Ok sound like you got a good base of support. Thats very good. country style Lutheran Church funded its entirely yearly budget form one big cook and sell event each year. They cooked one meat called Boston Butts..think they have a new name for that now but I forget what it is. Start cooking immediately if not sooner. Bag suck the meat and put in the church freezers. Thaw it out on D-day and it will be a simple reheat job. Dont get cute with all the vaious and sundry meats..that would be a disaster. I would stick with the original menu suggestion..pushed pork sandwiches..Bushes beans and chips. Maybe a can of belly wash to go with. Throw some dawgs on for the kids and some brats for any lost yankmes. I am liking the sound of this. You ever heard of an old boy named Kevin King?


----------



## Axlelift (Apr 27, 2013)

I'd figure 2 ribs, 2oz brisket, 2oz sausage, 1/2 cup potatoe salid, and a 1/4 cup mixed beans per person. Everybody is going to try a piece of each meat, Aunt Ann, Uncle Frank and the over 50 crowd, most all women, and those under 12 yrs. will take 1rib, 1oz brisket and 1oz sausage and a dab of sides. The men in the middle will take 3 ribs 4 or 5oz each of brisket and sausage, 1/2 cup or more of each side.
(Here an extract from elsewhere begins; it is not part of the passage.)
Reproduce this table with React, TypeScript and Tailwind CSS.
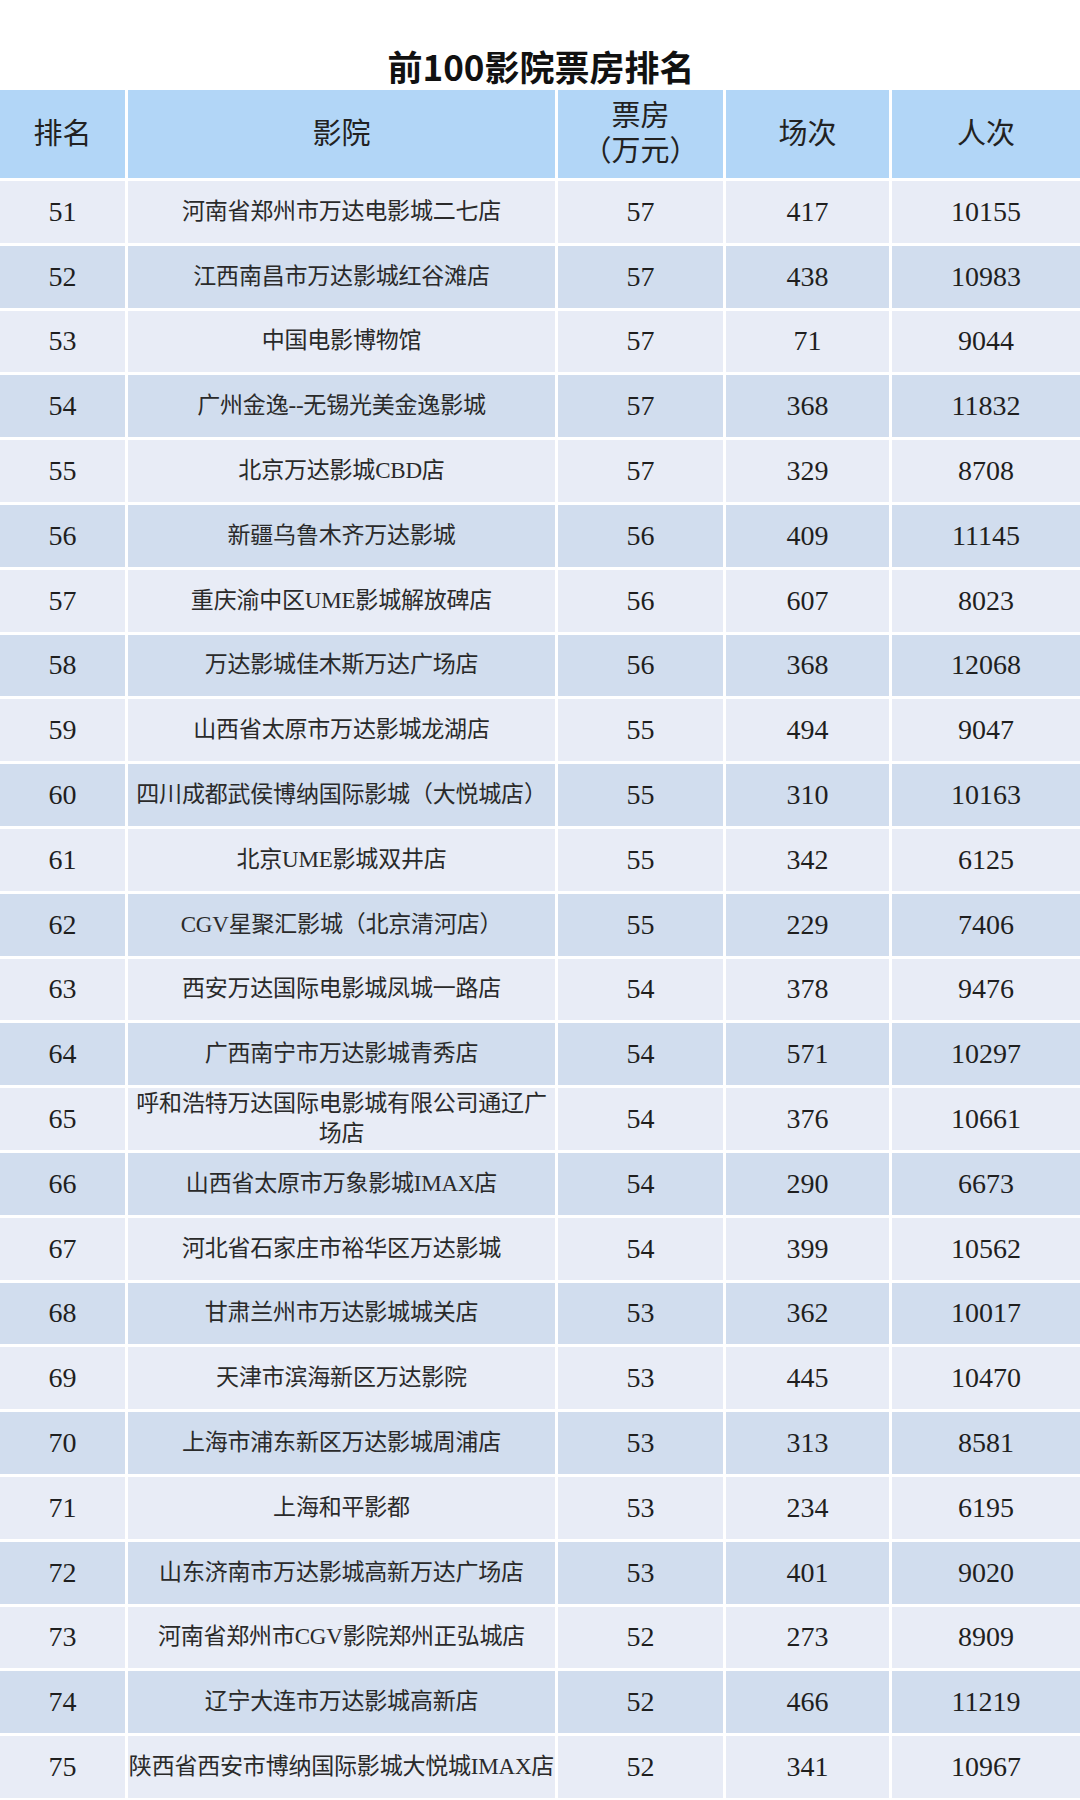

If you expect more old or more middle age you can adjust to a best guess. 2ribs per person X 500 = 1000 pieces / by 12 ribs to a slab = 84 slabs of ribs. My brisket loses 33-40% of raw weight when finished, so 2oz per =1000 oz / 16 =62.5 lbs. needed. 100lbs X 60%=60lbs of whole packer. The sausage would be 62.5lbs. My nunbers are based on 50 mixed guess that I can adjust up or down as needed. Looks like 100lbs potatoes, 5 cans each of#10 Pork&beans, Northern, Kidney, and Butter/Navy beans, 30lbs shreeded cabbage before the dressing.


----------



## bigwheel (Apr 27, 2013)

Kidney beans? Who has the rope and hawg knife?


----------



## Max1 (Apr 27, 2013)

Hey now, don't scare BW, he is not used to eating healthy.


----------



## bigwheel (Apr 28, 2013)

Well can assure folks..trying to peddle kidney beans in God's Country is surely not healthy.


----------



## jay-461 (Apr 28, 2013)

Thank you for the information.


----------



## jay-461 (Apr 28, 2013)

thanks for all the help


----------



## jay-461 (Apr 28, 2013)

*Thanks*

Thanks for all the help


----------



## bigwheel (Apr 29, 2013)

You betcha Sir..and you come back now ya heah


----------



## Axlelift (Apr 30, 2013)

jay-461 Hope my little bit of info helped you, but most of the CREDIT must go to Bigwheel, just ask him!


----------



## bigwheel (Apr 30, 2013)

Oh no..it was all you..I insist. Those kidney beans were a nice touch. Cant compete with that kinda gourmet action..lol. You da man!


----------